Moreover, Russia’s brilliant and highly influential chief designer Sergei Korolev, who spearheaded the N1 project and had masterminded all of the Soviet Union’s space achievements, died suddenly in 1966.

All this caused delays that gave the United States the time to perfect their technology and be the first to land a crew on the Moon.

Figure 7.2-1. Size comparison between the Saturn V-Apollo stack (left) and the Soviet N1-L3 system (right). The person at the bottom is to scale. Source: Ebs08, Wikimedia.



Figure 7.2-2. Schematic view of the Soviet lunar module. Credit: David Baker, Soyuz Owners’ Workshop Manual, Haynes (2014).



Figure 7.2-3. Size comparison between the Russian lunar module (left) and the US LM (right). Credit: David Baker, Soyuz Owners’ Workshop Manual, Haynes (2014).


Russia’s last attempt at a lunar fly-around took place a few days before the Apollo 11 landing and failed when the N1 rocket that carried the uncrewed L1 spacecraft exploded catastrophically on the launch pad.

The Soviet conspiracy to hide all traces of these attempts and failures was quite successful, so much that even today many Moon hoax believers are blissfully unaware of this aspect of the space race. At the time, Russian authorities declared that they had never taken part in a race for the Moon, that they had no intention of taking a Russian to the Moon and that they would never risk a Soviet citizen’s life on such a dangerous endeavor, which could be accomplished just as effectively with uncrewed vehicles.
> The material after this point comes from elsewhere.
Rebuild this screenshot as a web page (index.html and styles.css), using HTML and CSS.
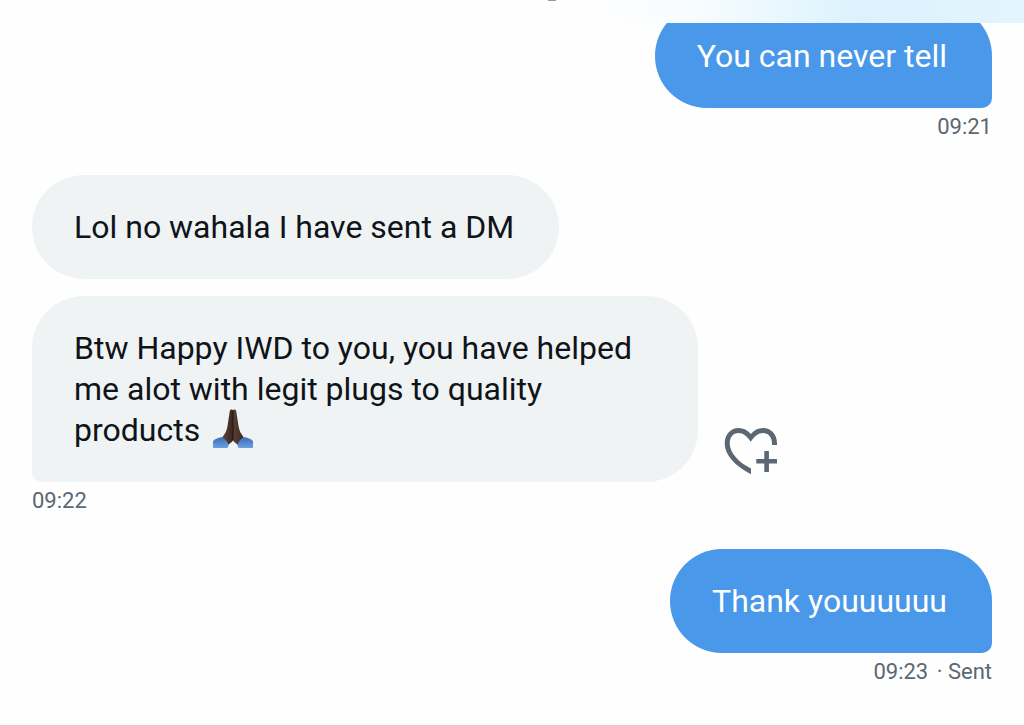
FILE: index.html
```html
<!DOCTYPE html>
<html lang="en">
<head>
    <meta charset="UTF-8">
    <meta name="viewport" content="width=device-width, initial-scale=1.0">
    <title>Messages</title>
    <link rel="stylesheet" href="styles.css">
</head>
<body>
    <header class="top-bar"><span class="top-mark"></span></header>
    <main class="chat">
        <div class="group sent">
            <p class="bubble tail">You can never tell</p>
            <div class="meta"><time>09:21</time></div>
        </div>
        <div class="group received">
            <p class="bubble">Lol no wahala I have sent a DM</p>
            <div class="row">
                <p class="bubble tail">Btw Happy IWD to you, you have helped me alot with legit plugs to quality products
                    <svg class="emoji" viewBox="0 0 40 40" role="img" aria-label="folded hands">
                        <defs>
                            <linearGradient id="sleeve" x1="0" y1="0" x2="0" y2="1">
                                <stop offset="0" stop-color="#3a6bb5"/>
                                <stop offset="1" stop-color="#6c9fe4"/>
                            </linearGradient>
                            <linearGradient id="hand" x1="0" y1="0" x2="1" y2="0">
                                <stop offset="0" stop-color="#5a4136"/>
                                <stop offset="1" stop-color="#3c2821"/>
                            </linearGradient>
                        </defs>
                        <path fill="url(#sleeve)" d="M0 32C3 29.500 7 28 11 28l5 7-1.500 4H0z"/>
                        <path fill="url(#sleeve)" d="M40 32C37 29.500 33 28 29 28L24 35l1.500 4H40z"/>
                        <path fill="url(#hand)" d="M20 1c-1-1-3-.8-3.200 1L14.500 17c-.5 4-2.500 8-5 11 2.500 2 5 5 6 7.500 2-1 3.500-3 4.500-4z"/>
                        <path fill="url(#hand)" d="M20 1c1-1 3-.8 3.200 1L25.500 17c.5 4 2.500 8 5 11-2.500 2-5 5-6 7.500-2-1-3.500-3-4.500-4z"/>
                        <path fill="none" stroke="#211410" stroke-width="1" d="M20 2v29"/>
                    </svg>
                </p>
                <button class="react" type="button" aria-label="Add reaction">
                    <svg viewBox="0 0 54 48" width="54" height="48" fill="#5b6773">
                        <path d="M53 17h-5v-1.500C48 9 44 5 39 5c-4.500 0-8.500 3-12.200 8.700C23 8 19 5 14.500 5 9.500 5 5.700 9 5.700 15.500 5.700 25 15 34.500 27 40.500v5.800C11 38 .7 27 .7 15.500.7 6 7 0 14.500 0c5 0 9 2 12.300 6C30 2 34 0 39 0c8 0 14 6 14 15.500z"/>
                        <path d="M40.300 23h4.600v8H53v4.500h-8.100V44h-4.600v-8.500h-8V31h8z"/>
                    </svg>
                </button>
            </div>
            <div class="meta"><time>09:22</time></div>
        </div>
        <div class="group sent">
            <p class="bubble tail">Thank youuuuuu</p>
            <div class="meta"><time>09:23</time> <span class="status">· Sent</span></div>
        </div>
    </main>
</body>
</html>
```
FILE: styles.css
```css
* {
    box-sizing: border-box;
}
body {
    margin: 0;
    background-color: #fefefe;
    color: #0f1419;
    font-family: Roboto, "Liberation Sans", sans-serif;
    font-size: 32px;
    line-height: 41px;
}
/* bar stays over the messages while they scroll */
.top-bar {
    position: fixed;
    top: 0;
    left: 0;
    right: 0;
    height: 23px;
    z-index: 1;
    display: flex;
    justify-content: center;
    background: linear-gradient(90deg, #fefefe 57%, #f7fcff 68%, #dcf2fe 84%, #e3f5fe 100%);
}
.top-mark {
    width: 8px;
    height: 1px;
    margin-left: 80px;
    background-color: #999;
}
.chat {
    padding: 4px 32px 32px;
}
.group {
    display: flex;
    flex-direction: column;
    align-items: flex-start;
    margin-bottom: 34px;
}
.sent {
    align-items: flex-end;
}
.bubble {
    max-width: 666px;
    margin: 0;
    padding: 32px 45px 31px 42px;
    border-radius: 52px;
    background-color: #eff3f4;
}
.sent .bubble {
    background-color: #4a98e9;
    color: #fff;
}
.sent .tail {
    border-bottom-right-radius: 10px;
}
.received .tail {
    border-bottom-left-radius: 10px;
}
.row {
    display: flex;
    align-items: flex-end;
    gap: 26px;
    margin-top: 17px;
}
.emoji {
    width: 40px;
    height: 40px;
    margin: -8px 0 -8px 5px;
    vertical-align: 0;
}
.react {
    display: flex;
    margin-bottom: 6px;
    padding: 0;
    border: 0;
    background: none;
    cursor: pointer;
}
.meta {
    margin-top: 5px;
    color: #5b6773;
    font-size: 22px;
    line-height: 28px;
}
.status {
    margin-left: 3px;
}
```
That was the official party line.

Rumors of the explosion of a large Soviet rocket surfaced in the Western press* and there were also unintentional news leaks: in 1981, Soviet spacecraft Kosmos 434, launched in 1971, fell back to Earth and crashed in Australia, and the Soviet authorities stated that it was an old “lunar cabin prototype”, the same term used to describe the American lunar module.  
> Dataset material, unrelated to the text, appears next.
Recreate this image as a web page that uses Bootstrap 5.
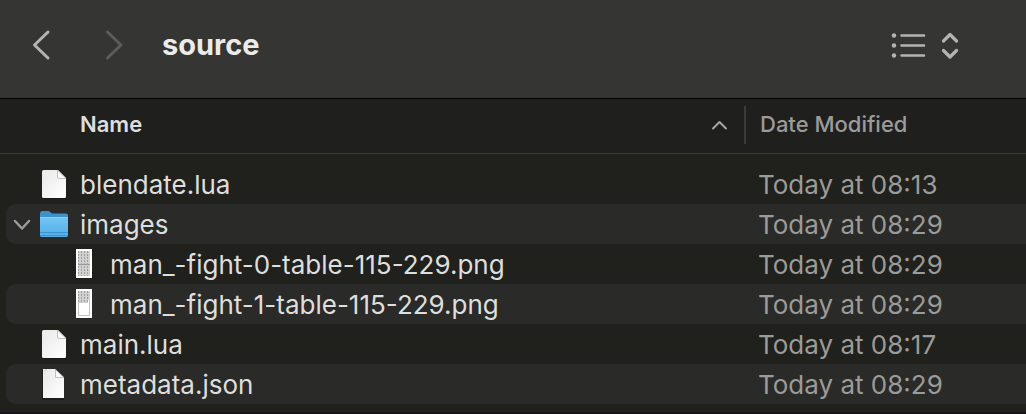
<!DOCTYPE html>
<html lang="en" data-bs-theme="dark">
<head>
<meta charset="utf-8">
<meta name="viewport" content="width=device-width, initial-scale=1">
<title>source</title>
<link href="https://cdn.jsdelivr.net/npm/bootstrap@5.3.0/dist/css/bootstrap.min.css" rel="stylesheet">
<style>
body{background:#20201c;color:#dededd;font-family:Inter,"Liberation Sans",sans-serif;overflow-x:hidden}
svg{display:block;flex:none}
button{color:inherit;background:none;border:0;padding:0}
.toolbar{background:#353533;border-bottom:1px solid #000;height:99px;padding:0 66px 8px 30px;color:#b4b4b2}
.toolbar h1{font-size:29px;line-height:36px;font-weight:700;color:#ebebea;margin-left:36px}
.forward{margin-left:48px;color:#5c5c5a}
.listing{padding-bottom:8px;border-bottom:2px solid #19141a}
.files{width:100%;table-layout:fixed;border-collapse:separate;border-spacing:0}
.date-col{width:282px}
.files thead th{background:#1f1f1e;border-bottom:1px solid #3b3b39;height:55px;padding:0 0 4px;font-size:22px;line-height:28px}
.sort{padding-left:80px;padding-right:16px;font-weight:600}
.divided{border-left:2px solid #3b3b39;padding-left:14px;height:38px;line-height:36px;font-weight:500;color:#9b9b99;margin-top:2px}
.files td{padding:0;font-size:26px;line-height:42px;white-space:nowrap}
.files tbody tr:first-child td{padding-top:10px}
.file-name{height:40px;margin-left:6px;padding-top:2px;padding-left:32px;border-radius:10px 0 0 10px}
.file-name.open{padding-left:7px}
.file-name.child{padding-left:62px}
.file-name svg{margin:0 10px 2px 0}
.file-name .chevron{margin:0 7px 2px 0}
.file-date{height:40px;padding-left:14px;color:#9b9b99}
.files tbody tr:nth-child(even) .file-name,.files tbody tr:nth-child(even) .file-date{background:#2a2a28}
</style>
</head>
<body>
<svg width="0" height="0" class="position-absolute" aria-hidden="true">
<defs>
<linearGradient id="paper" x1="0" y1="0" x2="1" y2="1"><stop offset="0" stop-color="#e9e9e9"/><stop offset="1" stop-color="#fff"/></linearGradient>
<linearGradient id="blue" x1="0" y1="0" x2="0" y2="1"><stop offset="0" stop-color="#73c5f5"/><stop offset="1" stop-color="#52aee8"/></linearGradient>
<pattern id="cells" width="3" height="3" patternUnits="userSpaceOnUse"><path d="M0 0h3v3H0z" fill="#d0d0d0"/><path d="M1 0h1v2H1z" fill="#a0a0a0"/></pattern>
<symbol id="doc" viewBox="0 0 32 32"><path d="M7 2h14l7 8v18q0 2-2 2H6q-2 0-2-2V4q0-2 2-2z" fill="#111" opacity=".5" transform="translate(0 1)"/><path d="M5.500 2H20l8 8v18.500q0 1.500-1.500 1.500h-21Q4 30 4 28.500v-25Q4 2 5.500 2z" fill="url(#paper)"/><path d="M19.500 2v7q0 1.500 1.500 1.500h7z" fill="#fafafa" stroke="#aaa" stroke-width=".7"/></symbol>
</defs>
</svg>
<header class="toolbar d-flex align-items-center">
<button type="button" aria-label="Back"><svg width="22" height="32" viewBox="0 0 22 32" fill="none" stroke="currentColor" stroke-width="3" stroke-linecap="round" stroke-linejoin="round"><path d="M18 3 4.500 16 18 29"/></svg></button>
<button type="button" class="forward" aria-label="Forward"><svg width="26" height="32" viewBox="0 0 26 32" fill="none" stroke="currentColor" stroke-width="3" stroke-linecap="round" stroke-linejoin="round"><path d="M7.500 3 21 16 7.500 29"/></svg></button>
<h1 class="mb-0">source</h1>
<button type="button" class="ms-auto" aria-label="View as list"><svg width="70" height="30" viewBox="0 0 70 30"><g fill="currentColor"><circle cx="4" cy="5.500" r="2.200"/><circle cx="4" cy="15.500" r="2.200"/><circle cx="4" cy="25.500" r="2.200"/></g><path d="M11.500 5.500H34M11.500 15.500H34M11.500 25.500H34" stroke="currentColor" stroke-width="2.500" stroke-linecap="round"/><path d="M53.500 11 60 4.500l6.500 6.500M53.500 20.500l6.500 6.500 6.500-6.500" fill="none" stroke="currentColor" stroke-width="3.200" stroke-linecap="round" stroke-linejoin="round"/></svg></button>
</header>
<main class="listing">
<table class="files">
<colgroup><col><col class="date-col"></colgroup>
<thead><tr>
<th scope="col" aria-sort="ascending"><button type="button" class="sort w-100 d-flex align-items-center justify-content-between">Name<svg width="17" height="12" viewBox="0 0 17 12" fill="none" stroke="#a5a5a3" stroke-width="2" stroke-linecap="round" stroke-linejoin="round"><path d="M2 10.500 8.500 4l6.500 6.500"/></svg></button></th>
<th scope="col"><div class="divided">Date Modified</div></th>
</tr></thead>
<tbody>
<tr><td><div class="file-name d-flex align-items-center"><svg width="32" height="32"><use href="#doc"/></svg>blendate.lua</div></td><td><div class="file-date">Today at 08:13</div></td></tr>
<tr><td><div class="file-name open d-flex align-items-center"><button type="button" class="chevron" aria-label="Collapse images"><svg class="m-0" width="18" height="14" viewBox="0 0 18 14" fill="none" stroke="#9b9b99" stroke-width="2.500" stroke-linecap="round" stroke-linejoin="round"><path d="M2 4 9 11.500 16 4"/></svg></button><svg width="32" height="32" viewBox="0 0 32 32"><path d="M2 5.500Q2 3 4 3h6q1.500 0 2.500 1.200 1 1.300 2.500 1.300h13q2 0 2 2V27q0 2-2 2H4q-2 0-2-2z" fill="#3c92cc"/><path d="M2 9h28v18q0 2-2 2H4q-2 0-2-2z" fill="url(#blue)"/><path d="M2 24.500h28M2 27.500h28" stroke="#3f94cd"/><path d="M2 9.500h28" stroke="#8bd0f7"/></svg>images</div></td><td><div class="file-date">Today at 08:29</div></td></tr>
<tr><td><div class="file-name child d-flex align-items-center"><svg width="32" height="32" viewBox="0 0 32 32"><path d="M8 1h16v29H8z" fill="#fff"/><path d="M10 3h12v25H10z" fill="url(#cells)"/><path d="M10 16.500h12" stroke="#999"/></svg>man_-fight-0-table-115-229.png</div></td><td><div class="file-date">Today at 08:29</div></td></tr>
<tr><td><div class="file-name child d-flex align-items-center"><svg width="32" height="32" viewBox="0 0 32 32"><path d="M8 1h16v29H8z" fill="#fff"/><path d="M10.500 3.500h11v24h-11z" fill="#fff" stroke="#c4c4c4"/><path d="M10 3h12v9h-2v3H10z" fill="url(#cells)"/></svg>man_-fight-1-table-115-229.png</div></td><td><div class="file-date">Today at 08:29</div></td></tr>
<tr><td><div class="file-name d-flex align-items-center"><svg width="32" height="32"><use href="#doc"/></svg>main.lua</div></td><td><div class="file-date">Today at 08:17</div></td></tr>
<tr><td><div class="file-name d-flex align-items-center"><svg width="32" height="32" viewBox="0 0 32 32"><path d="M4 2h13l9 9v21H4z" fill="#111" opacity=".5"/><path d="M5 1h12l9 9v20H5z" fill="url(#paper)"/><path d="M17.500 1.500V9.500H26z" fill="#fafafa" stroke="#aaa" stroke-width=".7"/><path d="M7 3V2h2" fill="none" stroke="#bbb" stroke-width=".7"/></svg>metadata.json</div></td><td><div class="file-date">Today at 08:29</div></td></tr>
</tbody>
</table>
</main>
<script src="https://cdn.jsdelivr.net/npm/bootstrap@5.3.0/dist/js/bootstrap.bundle.min.js"></script>
</body>
</html>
* Il vettore sovietico esploso: la NASA lo sapeva (“Exploded Soviet launcher: NASA knew”), Il Giorno, 21 November 1969.

By and large, however, the Western media fell for the Soviet hoax. Even celebrated newsman Walter Cronkite stated on TV in 1974 that “it turned out there never had been a race to the Moon”.*

* Fifth Anniversary – Apollo in Retrospect, CBS, July 1974, as quoted in Cronkite on Space: Inspiration, not Information, by James Oberg, in Space Review, 6 March 2006.

However, the surprising reality of the Russian attempts to land a man on the Moon, long suspected by Western experts and partly known to US intelligence, became very public with the collapse of the Soviet Union in the 1990s.

Soviet censors first allowed public disclosure of the N1 project in the summer of 1989, in a series of articles.*

S zemli na lunu i obratno [From the Earth to the Moon and back] by Lev Kamanin, in Poisk no. 12, July 1989; Kak my ne sletali na lunu [How we didn’t go to the Moon by S. Leskov, in Izvestiya, 18 August 1989; Polety vo sne i nayvu [Flights in fancy and in reality], by A. Tarasov, in Pravda, 20 October 1989).


Today the Soviet Moonshots are described in details in several documentaries and by richly illustrated books such as the following:

Figure 7.2-4. An excerpt from a Russian documentary covering the Soviet lunar plans. The N1 is discussed from 3:00 onwards.


Although the Soviet space program to reach the Moon with a crew was not successful, the fact that it existed (and the huge investments that it entailed, together with the uncrewed reconnaissance and testing flights) disproves any argument claiming that the trip was considered technologically or physically impossible.